I will be interested to see how this shapes the political campaign. Romney has already said that he will repeal the law (not if Democrats win more seats, though). I’m sure the wing nut base are already gearing up to declare Roberts a traitor, who has gone to the Dark Side, when all he did was be judicial, and exercise judicial
restraint modesty, something he actually promised to do when he was asked during his confirmation hearings. If only Justice Alito did the same thing, I might have a higher regard for him too.
Justice Thomas, on the other hand, clearly voted against the Act, joining in the dissent. He should have recused himself, given his wife’s involvement, and economic interest, in the movement to repeal the Act. Frankly, that’s grounds for impeachment, but don’t hold your breath on that one either.
Back to Romney.
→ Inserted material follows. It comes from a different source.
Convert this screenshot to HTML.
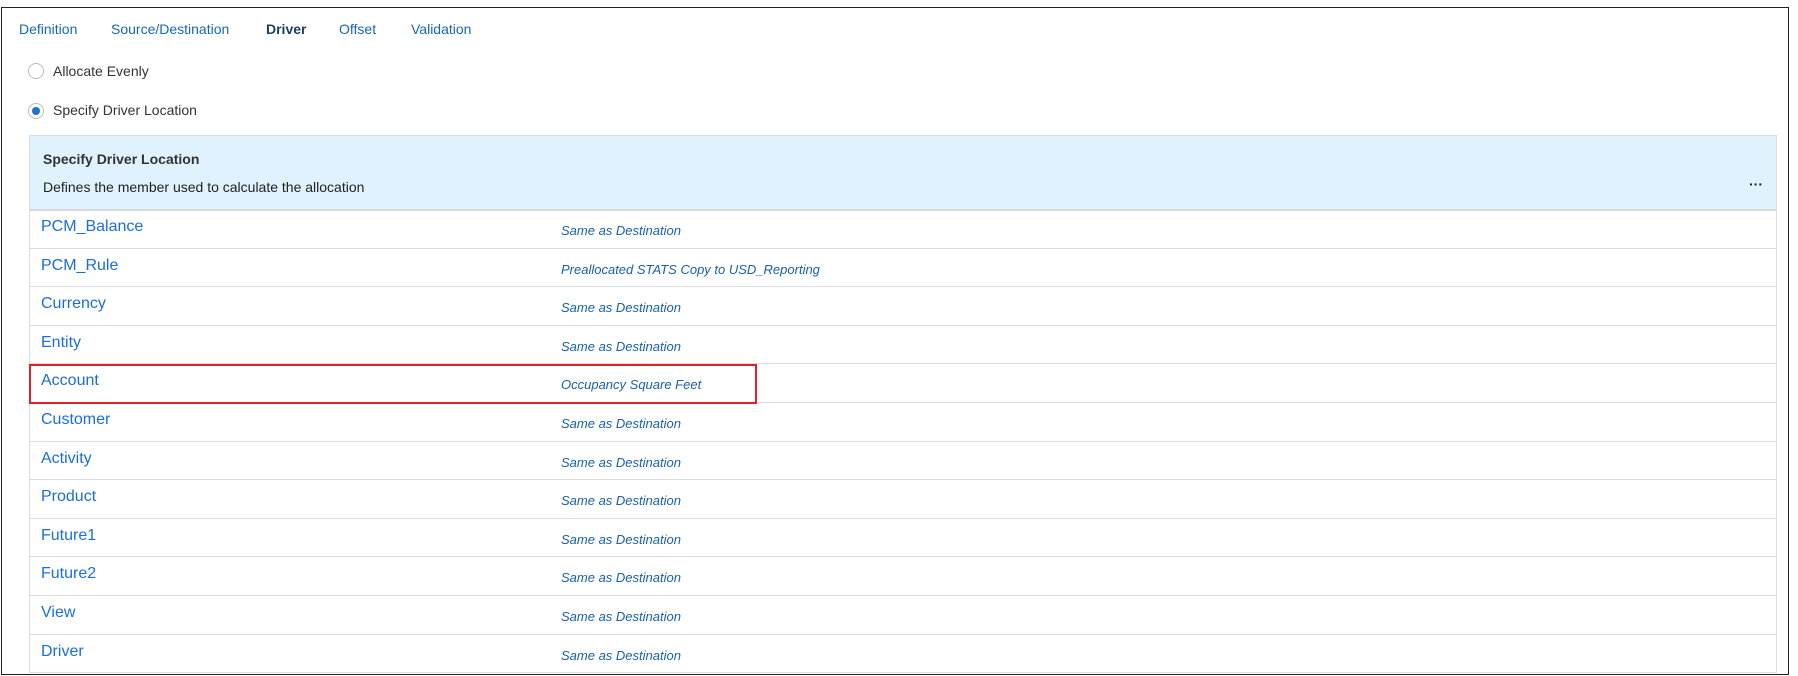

I see his campaign position being made that much harder to justify when the Supreme Court has ruled that the Act stands. Coupled with the fact that the Act is actually modeled on the somewhat successful Massachusetts statute that was passed under Romney, which he took credit for, I would think that the issue will be shunted to the background by the Republicans. Why they would want to continually harp on it after this would be anybody’s guess, unless they enjoy the feeling of putting a bullet or two in their political foot.
If they had any brains, they’d take to calling it RomneyCare from now on.
You might want to fix the date . . .
It’s not REALLY constitutional just because some activist judges say it is. – rightwingnut response #1
The Good Book preaches forgiveness and learning’ from your mistakes and Romney has learned from his mistake in Massachusetts. Who better to know how bad and wrong Obamacare is and can be than Romney then? – rightwingnut response #2
See, it’s not too hard if you try. 😉
He wanted to find a way to make the Dems look bad (it’s a tax, so they are increasing taxes!) without further smearing his record, which is already wearing a big steaming pile of Citizens United.